The two-year long review into the policing of the 1984-85 miners’ strike in Scotland is finally coming to fruition. The recommendation of the review is that hundreds of miners should be pardoned for convictions they received in the course of the strike. This conclusion is to be welcomed.
Many miners giving evidence to the review panel called for the review to go beyond policing itself. Those testifying have demanded that the review also examine collusion by the courts in the wrongful prosecution of miners. The call for pardons is a reflection of this reality.
Scandalously, however, miners with convictions prior to the strike have been excluded from these pardons. This is an outrage, which goes against the laws of natural justice.
What individual miners may have done before the strike has no bearing on the validity of the prosecutions during it. If my conviction is unsafe, so is that of my younger brother and every other miner who was fitted up by the police and the courts.
Class war
The miners’ strike was no ordinary struggle; no ordinary industrial dispute. It represented an act of premeditated class war, initiated by the ruling class against the grenadier guards of the labour movement.
Thatcher – partly motivated by a need for revenge for the humiliating defeats imposed on the Tories by the miners’ strikes of 1972 and 1974 – set out from the beginning to smash the miners’ union, the NUM.
This was a prelude to destroying the power and influence of British trade unions in general. Capitalism needed to break union power in order to attack the working conditions of the working class in general. The aim was to pave the way for ‘flexible’ working practices, such as zero-hours contracts, and to complete the privatisation agenda.

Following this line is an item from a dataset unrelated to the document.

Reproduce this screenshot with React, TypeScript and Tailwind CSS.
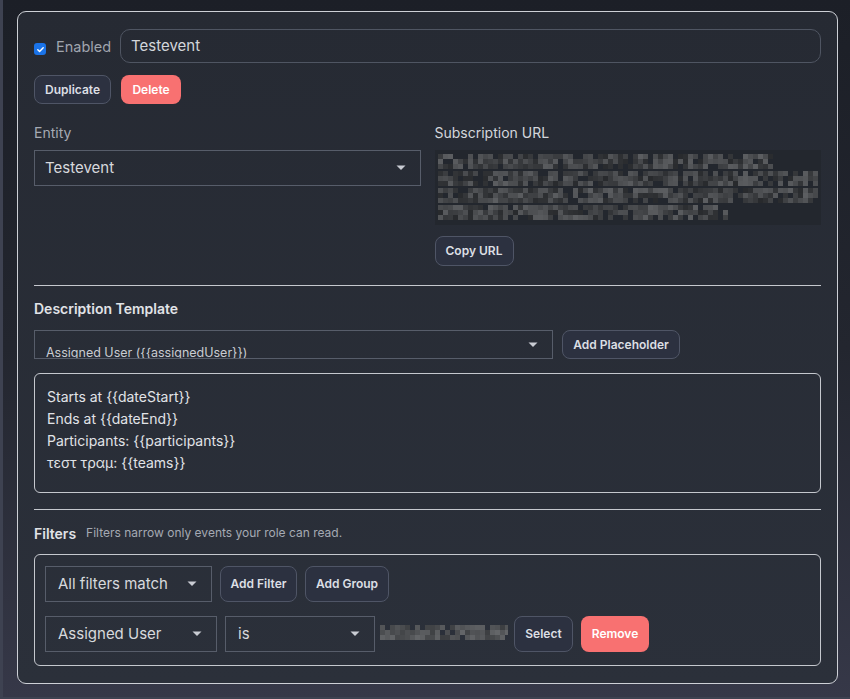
import type { JSX } from "react";

// deterministic pseudo random so the pixelated blur stays the same every render
const rng = (seed: number) => () => {
  seed = (seed * 1103515245 + 12345) & 0x7fffffff;
  return seed / 0x7fffffff;
};

const Pixelated = ({ w, h, rows, cell, seed, lo, hi }: { w: number; h: number; rows: { y: number; end: number }[]; cell: number; seed: number; lo: number; hi: number }): JSX.Element => {
  const r = rng(seed);
  const rects: JSX.Element[] = [];
  rows.forEach((row, ri) => {
    for (let x = 2; x < row.end; x += cell) {
      for (let yy = 0; yy < 3; yy++) {
        const v = r();
        if (v < 0.15) continue;
        const g = Math.round(lo + r() * (hi - lo));
        rects.push(
          <rect key={`${ri}-${x}-${yy}`} x={x} y={row.y + yy * cell} width={cell} height={cell} fill={`rgb(${g},${g + 2},${g + 5})`} />
        );
      }
    }
  });
  return (
    <svg width={w} height={h} className="block">
      {rects}
    </svg>
  );
};

const Caret = () => (
  <svg width="10" height="6" viewBox="0 0 10 6" className="shrink-0">
    <path d="M0.5 0.5h9L5 5z" fill="#c9ccd3" />
  </svg>
);

const Btn = ({ children, className = "" }: { children: React.ReactNode; className?: string }) => (
  <button className={`flex items-center justify-center rounded-[8px] border border-[#4f5566] bg-[#2c3140] text-[12px] font-semibold text-[#dcdfe4] ${className}`}>
    {children}
  </button>
);

const Select = ({ label, className = "" }: { label: string; className?: string }) => (
  <div className={`flex items-center justify-between border border-[#575d6a] pl-[12px] pr-[14px] text-[15px] text-[#d7d9dd] ${className}`}>
    <span>{label}</span>
    <Caret />
  </div>
);

export default function App(): JSX.Element {
  return (
    <div
      className="h-[699px] overflow-hidden border-l-[3px] border-b-2 border-[#3e4251] bg-gradient-to-b from-[#1c1f27] via-[#23262f] to-[#363848] pl-[14px] pr-[12px] pt-[11px]"
      style={{ fontFamily: "Inter, 'Noto Sans', sans-serif" }}
    >
      <div className="rounded-[9px] border border-[#cdd0d6] bg-gradient-to-b from-[#262a33] to-[#2b303a] px-4 pt-[17px] pb-[17px]">
        {/* name row */}
        <div className="flex items-center">
          <span className="mt-[6px] flex h-[12px] w-[12px] shrink-0 items-center justify-center rounded-[3px] bg-[#1a73e8]">
            <svg width="9" height="9" viewBox="0 0 10 10">
              <path d="M2 5.2l2 2L8 3" stroke="white" strokeWidth="1.6" fill="none" strokeLinecap="round" strokeLinejoin="round" />
            </svg>
          </span>
          <span className="ml-[10px] mt-[2px] w-[54px] whitespace-nowrap text-[14.5px] text-[#a0a5ae]">Enabled</span>
          <div className="ml-[10px] flex h-[34px] flex-1 items-center rounded-[10px] border border-[#4f5562] px-[10px] text-[15px] text-[#d3d6db]">
            Testevent
          </div>
        </div>

        <div className="mt-3 flex gap-[10px]">
          <Btn className="h-[29px] w-[77px]">Duplicate</Btn>
          <button className="h-[29px] w-[60px] rounded-[8px] bg-[#f87171] text-[12px] font-semibold text-white">Delete</button>
        </div>

        <div className="mt-[19px] grid grid-cols-2 gap-[14px]">
          <div>
            <div className="h-5 text-[14px] leading-5 text-[#a5aab3]">Entity</div>
            <Select label="Testevent" className="mt-[7px] h-[36px] !pl-[10px] text-[14px]" />
          </div>
          <div>
            <div className="h-5 text-[14px] leading-5 text-[#d3d6db]">Subscription URL</div>
            <div className="mt-[7px] h-[75px] overflow-hidden bg-[#23272e] pl-[1px] pt-[1px]">
              <Pixelated
                w={386}
                h={73}
                cell={5}
                seed={7}
                lo={40}
                hi={92}
                rows={[
                  { y: 3, end: 335 },
                  { y: 20, end: 382 },
                  { y: 37, end: 382 },
                  { y: 54, end: 292 },
                ]}
              />
            </div>
            <Btn className="mt-[11px] h-[30px] w-[79px] text-[12.5px]">Copy URL</Btn>
          </div>
        </div>

        <div className="mt-[19px] h-px bg-[#c5c8ce]" />

        <div className="mt-[13px] h-5 text-[14px] font-semibold leading-5 text-[#e1e3e7]">Description Template</div>
        <div className="mt-[11px] flex gap-[9px]">
          <div className="flex h-[29px] w-[519px] items-center justify-between overflow-hidden border border-[#575d6a] pl-[11px] pr-[14px]">
            <span className="mt-[17px] text-[12.5px] text-[#c9ccd2]">Assigned User ({"{{assignedUser}}"})</span>
            <Caret />
          </div>
          <Btn className="h-[29px] w-[118px]">Add Placeholder</Btn>
        </div>

        <div className="mt-[14px] h-[120px] rounded-[6px] border border-[#c5c8ce] px-3 pt-3 text-[14px] leading-[22px] text-[#e1e3e7]">
          <div>Starts at {"{{dateStart}}"}</div>
          <div>Ends at {"{{dateEnd}}"}</div>
          <div>Participants: {"{{participants}}"}</div>
          <div>τεστ τραμ: {"{{teams}}"}</div>
        </div>

        <div className="mt-4 h-px bg-[#c5c8ce]" />

        <div className="mt-[13px] flex h-5 items-center gap-[10px]">
          <span className="text-[14px] font-semibold text-[#e1e3e7]">Filters</span>
          <span className="text-[12px] text-[#a5aab3]">Filters narrow only events your role can read.</span>
        </div>

        <div className="mt-[11px] rounded-[6px] border border-[#c5c8ce] pl-[10px] pt-[11px] pb-[13px]">
          <div className="flex gap-2">
            <Select label="All filters match" className="h-[36px] w-[167px]" />
            <Btn className="h-[36px] w-[77px]">Add Filter</Btn>
            <Btn className="h-[36px] w-[84px]">Add Group</Btn>
          </div>
          <div className="mt-[14px] flex items-center">
            <Select label="Assigned User" className="h-[36px] w-[172px]" />
            <Select label="is" className="ml-2 h-[36px] w-[150px]" />
            <div className="ml-[3px]">
              <Pixelated w={130} h={26} cell={5} seed={21} lo={60} hi={100} rows={[{ y: 4, end: 128 }]} />
            </div>
            <Btn className="ml-[6px] h-[36px] w-[59px] font-medium">Select</Btn>
            <button className="ml-2 h-[36px] w-[68px] rounded-[8px] bg-[#f87171] text-[12px] font-semibold text-white">Remove</button>
          </div>
        </div>
      </div>
    </div>
  );
}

Selling off nationalised industries on the cheap to the private sector offered almost immediate and lucrative profits to the speculators and spivs of the capitalist class. The miners had to be defeated – and the full force of the state was used for this purpose.
Spurious charges
Ancient legislation was retrieved from the archives, dusted down, and used to great effect against flying pickets. For example, miners in Kent were arrested in their home county for attempting to drive hundreds of miles away to picket in the Nottinghamshire coalfield. They were charged with “behaviour likely to lead to a breach of the peace”.
Spurious charges – coupled with spurious statements given by police as ‘evidence’ – were used to criminalise miners all over the British coalfields. And these convictions were used, in turn, by the National Coal Board (NCB) to sack them.
My own dismissal letter stated: “You are hereby summarily dismissed in light of your gross misconduct which took place at Bilston Glen colliery.” No date, no details, no hearing.
I won my industrial tribunal. But the NCB – which had become British Coal in readiness for privatisation – refused to reinstate me. The bosses preferred instead to pay compensation, in order to keep out a “union agitator”.
I am proud to say I still have a framed copy of the bail conditions imposed on me by the Scottish courts. I regard it as a certificate awarded to me by the ruling class, for fighting on behalf of the working class.
Fight for justice
The review panel consisted of: John Scott QC; former MSP and MP Dennis Canavan; former assistant chief constable, Kate Thomson; and Jim Murdoch, professor of public law at Glasgow University. They have generally done a great job in honestly presenting the evidence of wrongdoing by the Scottish state. However, there is little evidence to support their claim that policing has moved on considerably since the strike.
Rather, this, and the exemption from pardon of miners with previous convictions, is merely a sop to appeal to the sensitivities of the SNP Scottish government, the courts, and the police. It is a betrayal of those miners whose treatment was equally unfair. It is another example of the limitations of reformism.
Nevertheless, the review highlights the pernicious role of the capitalist state, and how it can – and will – be used against the labour movement. Moreover, the awarding of pardons highlights the need to continue demanding similar reviews and pardons for those elsewhere; not least in the case of the Orgreave injustices.
The labour movement must continue fighting to demand justice for the miners and all victimised workers; and to bring to light the insidious role of the police, the courts, and the whole capitalist state.
We demand:
- A full pardon for all miners convicted during the strike.
- Compensation for miners sacked and blacklisted.
- A full public inquiry into the role of the police and the courts during the strike, with particular scrutiny of the Orgreave police riot.
- Prosecution of senior police officers and members of the judiciary who presided over wrong-doing.
- Establishment of a trade union commission to monitor interventions by the police and the judiciary in industrial disputes, with particular scrutiny of the use of undercover officers and the security or secret services.